Key to the future
Cat Irving highlights Surgeons’ Hall Museums’ contribution to recent research involving collections of human remains)
Cat Irving:Human Remains Conservator, RCSEd
The conservation laboratory at Surgeons’ Hall Museums is where we care for the human remains in our collection. Conducting research into our collections is a key element of the work of the collections team. As well as undertaking our own research we actively encourage visits from researchers from other institutions who over the years have looked at areas such as surgical instrument development, our historic art collections, and a range of diseases shown in our human remains collections.

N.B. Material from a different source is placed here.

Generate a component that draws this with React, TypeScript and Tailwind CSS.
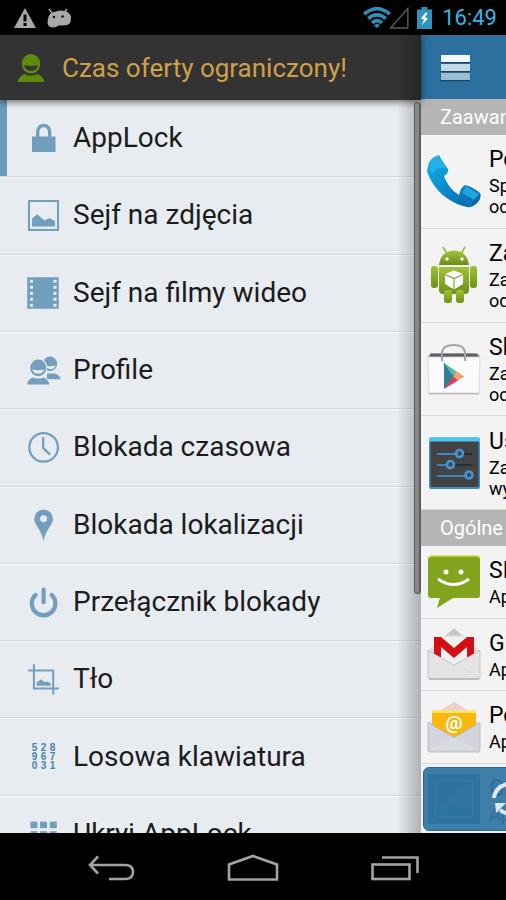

In the last few years new developments in technologies such as genomic sampling have unlocked further research potential for preserved human tissue. The focus for this is historic pathogens – the agents that cause disease, such as bacteria, viruses, fungi and parasites. Pathogens can be found in many of the human remains that reside in our care, and the ability to extract and analyse them further emphasises the ongoing importance of these collections and that they can still make a significant contribution to modern medicine.
This year Surgeons’ Hall Museums has undertaken sampling for two research projects at universities in the US and Canada, both looking at the genomes of different viruses.
Maintaining integrity
The sampling procedure involves very small amounts of tissue, less than 200mg. Nevertheless, before agreeing to any sampling going ahead, the collections team meet to discuss the ethics and practicalities of the proposal. For us, one of the key issues is how sampling will affect the tissue. Removing too much tissue may alter the appearance of the pathology being demonstrated, and reduce the value to both education and further research.
In one recent request the preserved remains were very small – a piece of skin only 2.5cm long and 6mm wide preserved in alcohol. To take even a small sample would be detrimental and so it was decided, in conjunction with the researchers, to sample only the alcohol with some abraded material from the surface in the hope that their extraction techniques were sensitive enough to detect the genetic material in this.
Usually sampling is from remains that are large enough to ensure the removal of small amounts of tissue is invisible to the naked eye. The jars are opened to access the tissue in the same manner as in the conservation process and sampling is carried out by our human remains conservator after extensive discussion with the research institutions.
The purpose of this research is to understand these diseases historically. Looking at the genome at different points in time allows deeper understanding of the evolutionary history of the pathogens that have affected humans in recent centuries. Human remains in medical museums are one of the few places where historic pathogens can be identified, making collections such as ours an important resource for pathogen research.
Medical contributions
That we hold a large collection of fluid-preserved remains is especially important: virus genomes can be either DNA, like our own, or RNA. RNA is single-stranded and therefore less stable than the DNA double helix. This means the viral RNA in buried or mummified tissue is usually too degraded for sequencing, and so genomic analysis is limited to fluid-preserved tissue or tissue that has been discovered in permafrost.
This is not just something that helps to get a historic perspective on disease. A deeper understanding of the ways in which viruses evolve and what makes some variants more easily transmissible, or have a deadlier effect, could inform the way we respond to disease outbreaks in the future. In the light of the COVID-19 pandemic – itself an RNA virus – we can see how human remains collections such as ours have not just contributed to the medical knowledge of the past, but are still playing an important part in garnering knowledge for the future.